Q: Can we use an agent to do our import duty paperwork?
Of course, your agent can act as either a Direct Representative (lodging the declaration in your name and GB EORI number), or an Indirect Representative (lodging the declaration in their own name and their own GB EORI number). Again, an Indirect Representative will have joint and several liability for the customs debt.
Q: When does the import duty have to be paid?
Whilst the FTA means that most imports of goods from the EU will not have Customs duty on them, duty could still be payable if the goods originate outside of the EU (or even if they comprise of components from outside the EU). Any Customs duty that is payable is due when the goods enter the UK customs territory unless a duty deferment account is in place and/or a duty relief is claimed.
Conversely, EU tariffs can apply when GB businesses sell goods into Northern which if the goods originate outside of the UK (or even if they comprise of components from outside the UK).

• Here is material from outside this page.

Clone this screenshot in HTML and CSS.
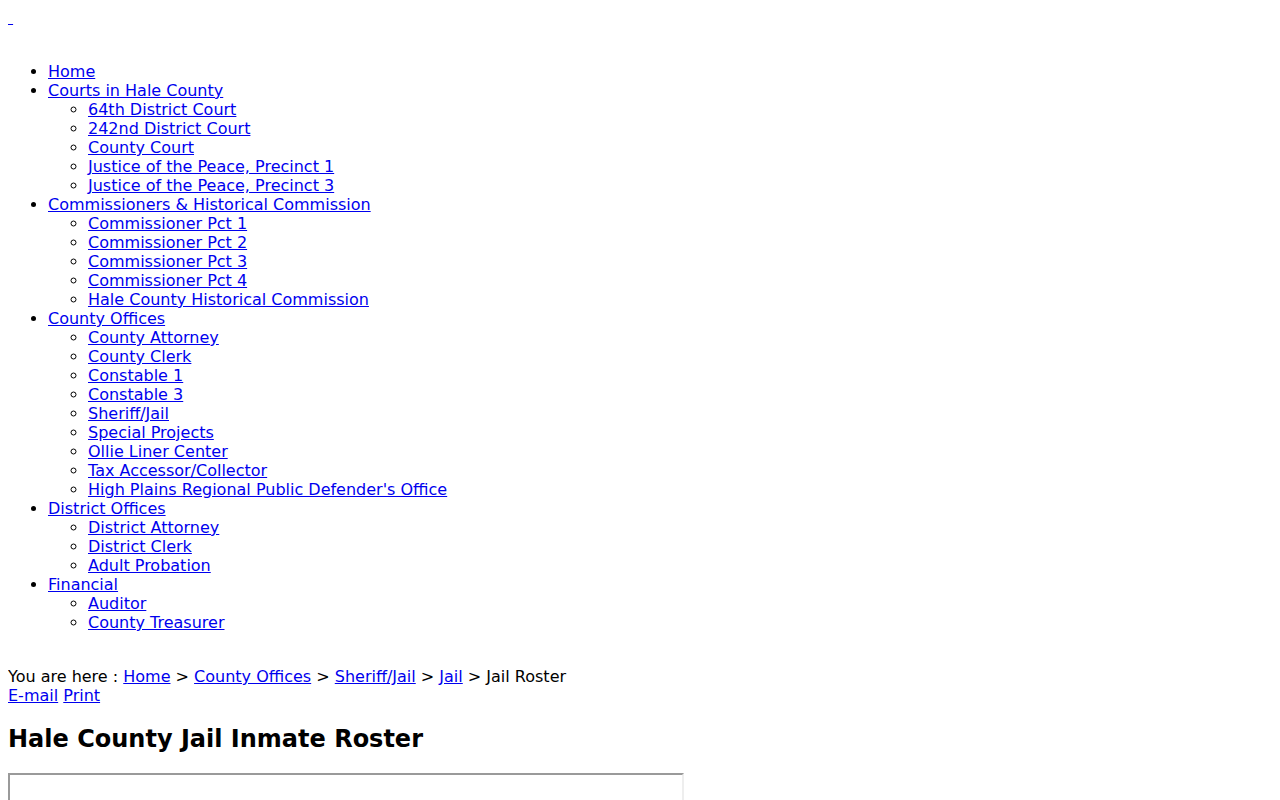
FILE: index.html
```html
<!DOCTYPE html>
<html>
<head>
<meta charset="utf-8">
<title>Hale County Jail Inmate Roster</title>
<link rel="stylesheet" href="styles.css">
</head>
<body>
<div class="logo"><a href="#">&nbsp;</a></div>
<div class="nav">
<ul class="menu">
<li><a href="#">Home</a></li>
<li><a href="#">Courts in Hale County</a>
<ul>
<li><a href="#">64th District Court</a></li>
<li><a href="#">242nd District Court</a></li>
<li><a href="#">County Court</a></li>
<li><a href="#">Justice of the Peace, Precinct 1</a></li>
<li><a href="#">Justice of the Peace, Precinct 3</a></li>
</ul></li>
<li><a href="#">Commissioners &amp; Historical Commission</a>
<ul>
<li><a href="#">Commissioner Pct 1</a></li>
<li><a href="#">Commissioner Pct 2</a></li>
<li><a href="#">Commissioner Pct 3</a></li>
<li><a href="#">Commissioner Pct 4</a></li>
<li><a href="#">Hale County Historical Commission</a></li>
</ul></li>
<li><a href="#">County Offices</a>
<ul>
<li><a href="#">County Attorney</a></li>
<li><a href="#">County Clerk</a></li>
<li><a href="#">Constable 1</a></li>
<li><a href="#">Constable 3</a></li>
<li><a href="#">Sheriff/Jail</a></li>
<li><a href="#">Special Projects</a></li>
<li><a href="#">Ollie Liner Center</a></li>
<li><a href="#">Tax Accessor/Collector</a></li>
<li><a href="#">High Plains Regional Public Defender's Office</a></li>
</ul></li>
<li><a href="#">District Offices</a>
<ul>
<li><a href="#">District Attorney</a></li>
<li><a href="#">District Clerk</a></li>
<li><a href="#">Adult Probation</a></li>
</ul></li>
<li><a href="#">Financial</a>
<ul>
<li><a href="#">Auditor</a></li>
<li><a href="#">County Treasurer</a></li>
</ul></li>
</ul>
</div>
<div class="breadcrumbs">You are here : <a href="#">Home</a> &gt; <a href="#">County Offices</a> &gt; <a href="#">Sheriff/Jail</a> &gt; <a href="#">Jail</a> &gt; Jail Roster</div>
<div class="tools"><a href="#">E-mail</a> <a href="#">Print</a></div>
<h2 class="title">Hale County Jail Inmate Roster</h2>
<div class="frame"></div>
</body>
</html>
```
FILE: styles.css
```css
html, body {
  background: #fff;
}
body {
  margin: 8px;
  font-family: "DejaVu Sans", sans-serif;
  font-size: 16px;
  line-height: 19px;
  color: #000;
}
a {
  color: #0000ee;
  text-decoration: underline;
}
.logo {
  height: 19px;
  padding-bottom: 19px;
}
.menu {
  margin: 16px 0 0 0;
  padding-left: 40px;
  list-style: disc;
}
.menu ul {
  margin: 0;
  padding-left: 40px;
  list-style: circle;
}
.breadcrumbs {
  margin-top: 35px;
}
.title {
  font-size: 24px;
  line-height: 28px;
  font-weight: bold;
  margin: 20px 0 20px 0;
}
.frame {
  width: 672px;
  height: 146px;
  border-style: solid;
  border-width: 2px;
  border-color: #9a9a9a #eeeeee #eeeeee #9a9a9a;
}
```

Q: How do the import duty reliefs work?
The main principle is that reliefs suspend the date at which customs duty is payable. For example, for Customs Warehousing relief, duty is not paid until goods are removed from the warehouse and go into circulation in the UK: if goods are re-exported directly from the warehouse, no UK duty is payable. Temporary admission relief works in a similar way. Inward processing relief can apply where goods are brought into the UK, worked, adapted or used as components in other goods and then re-exported (to the EU or the rest of the world): again no customs duty is payable until the processed goods enter the UK market.